BARQ: A Vectorized SPARQL Query Execution Engine
Simon Grätzer, Lars Heling, Pavel Klinov
TL;DR
BARQ presents a batch-based, vectorized SPARQL execution engine for Stardog to accelerate CPU-bound queries while coexisting with the legacy Volcano-style engine. It implements a vectorized merge join, vectorized streaming aggregation, and adaptive batch sizing, enabling efficient batch processing and reduced per-tuple overhead. The authors document an incremental integration strategy, including batch-to-row adapters and selective operator replacements, and show substantial improvements on CPU-bound workloads with competitive IO-bound performance. The work provides actionable lessons for small-to-medium teams deploying substantial architectural changes in mature systems and outlines a practical path to broader vectorization in graph data processing pipelines.
Abstract
Stardog is a commercial Knowledge Graph platform built on top of an RDF graph database whose primary means of communication is a standardized graph query language called SPARQL. This paper describes our journey of developing a more performant query execution layer and plugging it into Stardog's query engine.
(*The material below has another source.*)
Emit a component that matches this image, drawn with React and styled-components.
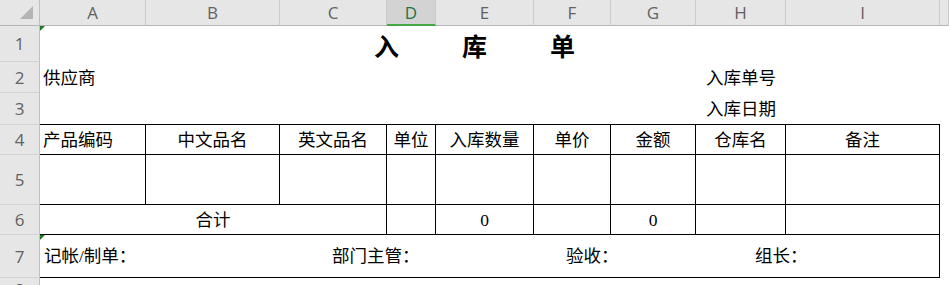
import React from 'react'
import styled, { createGlobalStyle, css } from 'styled-components'

// Sheet layout: row header + columns A..I + a sliver of J
const COLS = ['A', 'B', 'C', 'D', 'E', 'F', 'G', 'H', 'I', '']

const GlobalStyle = createGlobalStyle`
  html, body {
    margin: 0;
    padding: 0;
    background: #fff;
  }
`

const Sheet = styled.div`
  width: 949px;
  height: 285px;
  overflow: hidden;
  display: grid;
  grid-template-columns: 40px 106px 134px 107px 49px 98px 77px 85px 90px 154px 1fr;
  grid-template-rows: 26px 36px 31px 32px 30px 50px 30px 43px 1fr;
  font-family: "Liberation Serif", "Noto Sans CJK SC", serif;
  color: #000;
`

const Corner = styled.div`
  background: #e6e6e6;
  border-right: 1px solid #bfbfbf;
  border-bottom: 1px solid #b5b5b5;
  display: flex;
  align-items: flex-end;
  justify-content: flex-end;
  padding: 0 6px 6px 0;
  box-sizing: border-box;
`

const CornerMark = styled.div`
  width: 0;
  height: 0;
  border-left: 13px solid transparent;
  border-bottom: 13px solid #b4b4b4;
`

const ColHead = styled.div`
  background: ${p => (p.$active ? '#d3d3d3' : '#e6e6e6')};
  border-right: 1px solid #cacaca;
  border-bottom: ${p => (p.$active ? '2px solid #45a845' : '1px solid #b5b5b5')};
  display: flex;
  align-items: center;
  justify-content: center;
  box-sizing: border-box;
  padding-top: ${p => (p.$active ? '1px' : '0')};
  font-family: "Open Sans", "Liberation Sans", sans-serif;
  font-size: 17px;
  color: ${p => (p.$active ? '#217346' : '#626262')};
`

const RowHead = styled.div`
  grid-column: 1;
  background: #e6e6e6;
  border-right: 1px solid #bfbfbf;
  border-bottom: 1px solid #d2d2d2;
  display: flex;
  align-items: center;
  justify-content: center;
  box-sizing: border-box;
  font-family: "Open Sans", "Liberation Sans", sans-serif;
  font-size: 17px;
  color: #626262;
`

const Cell = styled.div`
  grid-column: span ${p => p.$span || 1};
  position: relative;
  display: flex;
  align-items: center;
  justify-content: ${p => (p.$left ? 'flex-start' : 'center')};
  padding: 2px 3px 0;
  box-sizing: border-box;
  font-size: 17.5px;
  line-height: 1;
  white-space: nowrap;
  ${p => p.$box && css`
    border-right: 1px solid #000;
    border-bottom: 1px solid #000;
  `}
  ${p => p.$under && css`
    border-bottom: 1px solid #000;
  `}
`

const Title = styled(Cell)`
  padding: 3px 0 0 32px;
  font-size: 25px;
  font-weight: 700;
  letter-spacing: 63px;
  font-family: "Noto Sans CJK SC", sans-serif;
`

const Marker = styled.span`
  position: absolute;
  top: 0;
  left: 0;
  width: 0;
  height: 0;
  border-top: 5px solid #1e7b1e;
  border-right: 5px solid transparent;
`

const Footer = styled(Cell)`
  display: grid;
  grid-template-columns: 288px 234px 189px 1fr;
  align-items: center;
  padding-left: 4px;
`

const Filler = styled.div`
  grid-column: span ${p => p.$span || 1};
`

export default function App() {
  return (
    <>
      <GlobalStyle />
      <Sheet>
        {/* Column headers */}
        <Corner><CornerMark /></Corner>
        {COLS.map((c, i) => (
          <ColHead key={i} $active={c === 'D'}>{c}</ColHead>
        ))}

        {/* Row 1 */}
        <RowHead>1</RowHead>
        <Title $span={9}><Marker />入库单</Title>
        <Filler />

        {/* Row 2 */}
        <RowHead>2</RowHead>
        <Cell $left $span={7}>供应商</Cell>
        <Cell>入库单号</Cell>
        <Filler $span={2} />

        {/* Row 3 */}
        <RowHead>3</RowHead>
        <Cell $under $span={7} />
        <Cell $under>入库日期</Cell>
        <Cell $under />
        <Filler />

        {/* Row 4 */}
        <RowHead>4</RowHead>
        <Cell $box $left>产品编码</Cell>
        <Cell $box>中文品名</Cell>
        <Cell $box>英文品名</Cell>
        <Cell $box>单位</Cell>
        <Cell $box>入库数量</Cell>
        <Cell $box>单价</Cell>
        <Cell $box>金额</Cell>
        <Cell $box>仓库名</Cell>
        <Cell $box>备注</Cell>
        <Filler />

        {/* Row 5 */}
        <RowHead>5</RowHead>
        {Array.from({ length: 9 }).map((_, i) => <Cell key={i} $box />)}
        <Filler />

        {/* Row 6 */}
        <RowHead>6</RowHead>
        <Cell $box $span={3}>合计</Cell>
        <Cell $box />
        <Cell $box>0</Cell>
        <Cell $box />
        <Cell $box>0</Cell>
        <Cell $box />
        <Cell $box />
        <Filler />

        {/* Row 7 */}
        <RowHead>7</RowHead>
        <Footer $box $span={9}>
          <Marker />
          <span>记帐/制单：</span>
          <span>部门主管：</span>
          <span>验收：</span>
          <span>组长：</span>
        </Footer>
        <Filler />

        {/* Row 8 */}
        <RowHead>8</RowHead>
      </Sheet>
    </>
  )
}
The new executor, called BARQ, is based on the known principle of processing batches of tuples at a time in most critical query operators, particularly joins. In addition to presenting BARQ, the paper describes the challenges of integrating it into a mature, tightly integrated system based on the classical tuple-at-a-time Volcano model. It offers a gradual approach to overcoming the challenges that small- to medium-size engineering teams typically face. Finally, the paper presents experimental results showing that BARQ makes Stardog substantially faster on CPU-bound queries without sacrificing performance on disk-bound and OLTP-style queries.